Irene Githinji @gitshee
At least 30 secondary and primary schools are on the Kenya National Examinations Council’s (Knec) radar following reports that they intend to engage in malpractices in the upcoming national exams.
Knec chairman Prof George Magoha, however, declined to reveal the identity of the targeted schools, saying it would cause undue tension among candidates. Those being investigated include five secondary schools in Meru, three in Garissa and four in Kisii county, he said.
Magoha revealed they also had information that some schools were planning impersonation of candidates, saying offenders will face the full force of the law.
“Exam cartels in this country are intricate, we are strictly focusing on several schools. Allow me not to mention them because I want to give them room for change. We want to honour our children until the exam is over,” he said.
He spoke yesterday after meeting with Kenya Secondary School Heads Association (Kessha) and Kenya Primary Schools Head Teachers Association (Kepsha) and Regional Coordinators of Education at the Kenya Institute of Curriculum Development in Nairobi.
Magoha also urged parents to be ware of rogue principals out to solicit money on pretext they would provide their children with exam leakage.

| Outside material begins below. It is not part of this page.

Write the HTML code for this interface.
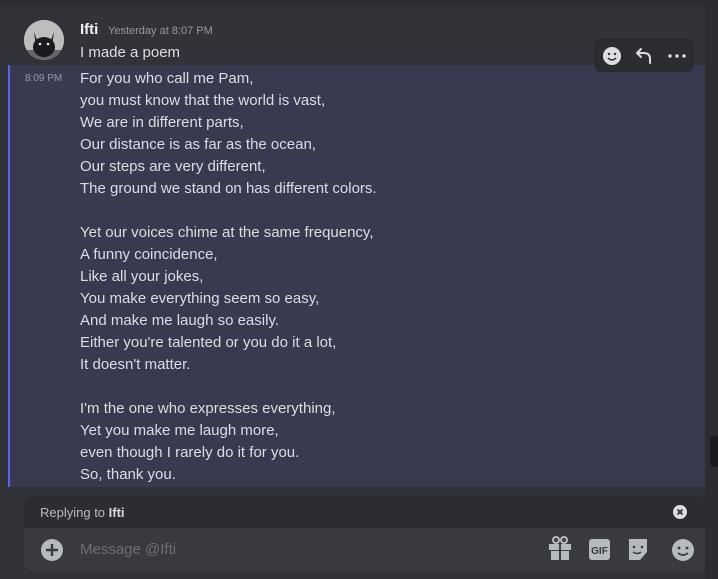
<!DOCTYPE html>
<html><head><style>
body{margin:0;width:718px;height:579px;overflow:hidden;background:#313338;font-family:"Liberation Sans",sans-serif;position:relative}
.top{position:absolute;left:0;top:0;width:718px;height:5px;background:#2b2d31}
.hl{position:absolute;left:8px;top:65px;width:697px;height:422px;background:#383a50;border-left:2px solid #5865f2;box-sizing:border-box}
.rc{position:absolute;left:705px;top:5px;width:13px;height:574px;background:#2b2d31}
.thumb{position:absolute;left:710px;top:436px;width:8px;height:31px;background:#1a1b1e;border-radius:4px 0 0 4px}
.av{position:absolute;left:24px;top:20px;width:40px;height:40px;border-radius:50%;background:#c9c9c9;overflow:hidden}
.name{position:absolute;left:80px;top:21px;color:#f2f3f5;font-weight:bold;font-size:15px}
.ts{position:absolute;left:108px;top:25px;color:#949ba4;font-size:11px}
.t1{position:absolute;left:80px;top:44px;color:#dbdee1;font-size:15px}
.side{position:absolute;left:25px;top:73px;color:#949ba4;font-size:10px}
.poem{position:absolute;left:80px;top:68px;color:#dbdee1;font-size:15px;line-height:22px;white-space:pre}
.tb{position:absolute;left:595px;top:39px;width:98px;height:33px;background:#2b2d31;border:1px solid #26272b;border-radius:6px;box-sizing:border-box}
.reply{position:absolute;left:24px;top:496px;width:681px;height:32px;background:#2b2d31;border-radius:8px 8px 0 0;color:#b5bac1;font-size:13px}
.inp{position:absolute;left:24px;top:528px;width:681px;height:43px;background:#383a40;border-radius:0 0 8px 8px}
</style></head><body>
<div class="top"></div>
<div class="rc"></div>
<div class="hl"></div>
<div class="thumb"></div>
<div class="av"><svg width="40" height="40"><rect width="40" height="40" fill="#bdbdbd"/><rect x="0" y="30" width="40" height="10" fill="#666"/><path d="M10 12 L13 20 L27 20 L30 12 L28 26 Q20 36 12 26 Z" fill="#1b1b1f"/><ellipse cx="20" cy="27" rx="11" ry="10" fill="#1b1b1f"/><circle cx="16" cy="24" r="1.3" fill="#eee"/><circle cx="24" cy="24" r="1.3" fill="#eee"/></svg></div>
<div class="name">Ifti</div>
<div class="ts">Yesterday at 8:07 PM</div>
<div class="t1">I made a poem</div>
<div class="side">8:09 PM</div>
<div class="poem">For you who call me Pam,
you must know that the world is vast,
We are in different parts,
Our distance is as far as the ocean,
Our steps are very different,
The ground we stand on has different colors.

Yet our voices chime at the same frequency,
A funny coincidence,
Like all your jokes,
You make everything seem so easy,
And make me laugh so easily.
Either you're talented or you do it a lot,
It doesn't matter.

I'm the one who expresses everything,
Yet you make me laugh more,
even though I rarely do it for you.
So, thank you.</div>
<div class="tb"><svg width="98" height="33" style="position:absolute;left:-1px;top:-1px">
<circle cx="17" cy="17" r="9" fill="#dbdee1"/><circle cx="14" cy="15" r="1.2" fill="#2b2d31"/><circle cx="20" cy="15" r="1.2" fill="#2b2d31"/><path d="M13 19 Q17 23 21 19" stroke="#2b2d31" stroke-width="1.5" fill="none"/>
<path d="M55 24 V20 Q55 14 49 14 H42 M46 10 L42 14 L46 18" stroke="#dbdee1" stroke-width="2" fill="none" stroke-linecap="round" stroke-linejoin="round"/>
<circle cx="75" cy="17" r="1.7" fill="#dbdee1"/><circle cx="82" cy="17" r="1.7" fill="#dbdee1"/><circle cx="89" cy="17" r="1.7" fill="#dbdee1"/></svg></div>
<div class="reply"><span style="position:absolute;left:16px;top:9px">Replying to <b style="color:#dbdee1">Ifti</b></span>
<svg width="16" height="16" style="position:absolute;left:648px;top:8px"><circle cx="8" cy="8" r="7" fill="#dbdee1"/><path d="M5.5 5.5 L10.5 10.5 M10.5 5.5 L5.5 10.5" stroke="#2b2d31" stroke-width="1.8"/></svg></div>
<div class="inp">
<svg width="24" height="24" style="position:absolute;left:16px;top:10px"><circle cx="12" cy="12" r="11" fill="#b5bac1"/><path d="M12 6 V18 M6 12 H18" stroke="#383a40" stroke-width="2.4"/></svg>
<span style="position:absolute;left:56px;top:13px;color:#6d6f78;font-size:15px">Message @Ifti</span>
<svg width="160" height="43" style="position:absolute;left:521px;top:0">
<rect x="4" y="16" width="22" height="6" fill="#b5bac1"/><rect x="6" y="23" width="18" height="9" fill="#b5bac1"/><rect x="14" y="16" width="2" height="16" fill="#383a40"/><circle cx="11" cy="12" r="3" fill="none" stroke="#b5bac1" stroke-width="2"/><circle cx="19" cy="12" r="3" fill="none" stroke="#b5bac1" stroke-width="2"/>
<rect x="44" y="11" width="21" height="21" rx="3" fill="#b5bac1"/><text x="54.5" y="26" font-size="10" font-weight="bold" fill="#383a40" text-anchor="middle" font-family="Liberation Sans">GIF</text>
<path d="M84 11 H102 V24 L95 32 H84 Z" fill="#b5bac1"/><circle cx="89" cy="19" r="1.3" fill="#383a40"/><circle cx="97" cy="19" r="1.3" fill="#383a40"/><path d="M88 24 Q92 27 96 24" stroke="#383a40" stroke-width="1.5" fill="none"/>
<circle cx="138" cy="22" r="11" fill="#b5bac1"/><circle cx="134" cy="20" r="1.4" fill="#383a40"/><circle cx="142" cy="20" r="1.4" fill="#383a40"/><path d="M133 25 Q138 29 143 25" stroke="#383a40" stroke-width="1.6" fill="none"/>
</svg></div>
</body></html>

“We are aware of some daring and indefatigable examination cheating cartels circulating fake papers in the social media,” he said.
The chairman was categorical that Knec has sealed all cheating loopholes and there will be no leakage, with tight measures put in place to ensure the tests are credible.
Basic Education Principal Secretary, Belio Kipsang echoed Magoha’s sentiments, saying anyone found culpable of compromising the examination environment would not be spared.
He said the government would spare no efforts to deliver credible examinations.
The PS said the ministry is aware of incidences where candidates are causing unrest demanding to be allowed mobile phones in schools during tests.
“As process owners of the examinations, we will not allow ourselves to be blackmailed to do what is not right. We ask parents to help us and not to allow their children carry their phones to schools,” he said.
Last week, Belio and Magoha led education officials in assessing 459 containers and Knec was satisfied exam material are in safe custody.
Kessha chairperson Kahi Indimuli urged his colleagues to lead the way in safeguarding integrity of the exams.
“In 2017, 10 of our secondary schools were affected by results cancellation and we are saying in 2018 we want to ensure there is a difference. I want to call upon all the secondary schools principals to ensure that this year none of us is found to have participated in aiding the students get undue advantage in this examination,” he said.
At least 1.7 million candidates will sit this year’s Kenya Certificate of Primary Education and Kenya Certificate of Secondary Education examinations scheduled to kick off later this month.